Written instruction: Look through the lines below and extract each one that contains "styles".

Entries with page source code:
☆ ☆ ☆ ☆ ☆ ☆ ☆

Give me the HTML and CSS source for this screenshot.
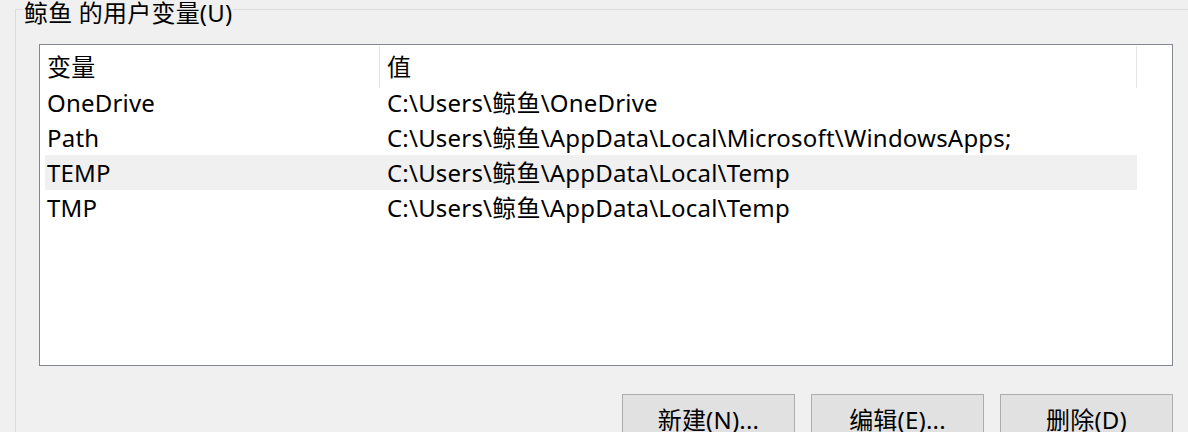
FILE: index.html
```html
<!DOCTYPE html>
<html lang="zh-CN">
<head>
<meta charset="utf-8">
<title>用户变量</title>
<link rel="stylesheet" href="styles.css">
</head>
<body>
<fieldset class="group">
  <legend class="group-title">鲸鱼 的用户变量(U)</legend>
  <div class="listbox">
    <div class="list-head">
      <div class="head-cell">变量</div>
      <div class="head-cell">值</div>
    </div>
    <div class="row"><div class="cell name">OneDrive</div><div class="cell value">C:\Users\鲸鱼\OneDrive</div></div>
    <div class="row"><div class="cell name">Path</div><div class="cell value">C:\Users\鲸鱼\AppData\Local\Microsoft\WindowsApps;</div></div>
    <div class="row selected"><div class="cell name">TEMP</div><div class="cell value">C:\Users\鲸鱼\AppData\Local\Temp</div></div>
    <div class="row"><div class="cell name">TMP</div><div class="cell value">C:\Users\鲸鱼\AppData\Local\Temp</div></div>
  </div>
  <div class="buttons">
    <button class="btn" type="button">新建(N)...</button>
    <button class="btn" type="button">编辑(E)...</button>
    <button class="btn" type="button">删除(D)</button>
  </div>
</fieldset>
</body>
</html>
```
FILE: styles.css
```css
html, body {
  margin: 0;
  padding: 0;
  background: #f0f0f0;
  overflow: hidden;
}
body {
  width: 1188px;
  height: 432px;
  font-family: "Noto Sans", "Noto Sans CJK SC", sans-serif;
  font-size: 24px;
  letter-spacing: 0.2px;
  color: #000;
}
.group {
  margin: 0 -40px 0 15px;
  padding: 0 40px 0 23px;
  border: 1px solid #dcdcdc;
  border-right: none;
  border-bottom: none;
  min-width: 0;
}
.group-title {
  margin-left: -16px;
  padding: 0 1px;
  height: 19px;
  line-height: 25px;
  white-space: nowrap;
}
.listbox {
  margin-top: 25px;
  width: 1132px;
  height: 320px;
  border: 1px solid #828790;
  background: #fff;
}
.list-head {
  display: grid;
  grid-template-columns: 340px 757px;
  height: 40px;
}
.head-cell {
  margin-top: 1px;
  padding-left: 7px;
  border-right: 1px solid #e5e5e5;
  line-height: 42px;
  white-space: nowrap;
}
.row {
  display: grid;
  grid-template-columns: 335px 1fr;
  margin-left: 5px;
  width: 1092px;
  height: 35px;
  line-height: 35px;
  white-space: nowrap;
}
.row.selected {
  background: #f0f0f0;
}
.cell.name {
  padding-left: 2px;
}
.cell.value {
  padding-left: 7px;
}
.buttons {
  display: flex;
  justify-content: flex-end;
  gap: 16px;
  width: 1134px;
  margin-top: 28px;
}
.btn {
  width: 173px;
  height: 52px;
  padding: 0;
  border: 1px solid #adadad;
  background: #e1e1e1;
  font-family: inherit;
  font-size: 24px;
  letter-spacing: 0.2px;
  color: #000;
  line-height: 50px;
}
```
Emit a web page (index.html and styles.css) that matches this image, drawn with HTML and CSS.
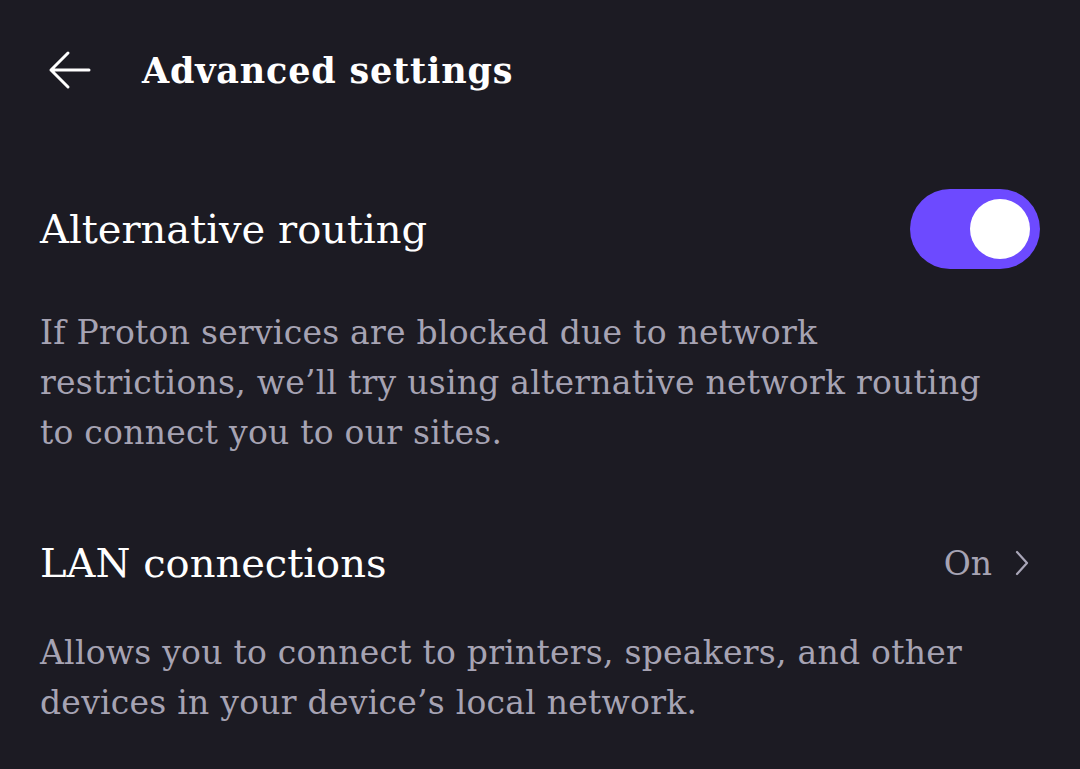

☆ ☆ ☆ ☆ ☆ ☆ ☆

Worked solution:
<link rel="stylesheet" href="styles.css">
FILE: styles.css
Emit a web page (index.html and styles.css) that matches this image, drawn with HTML and CSS.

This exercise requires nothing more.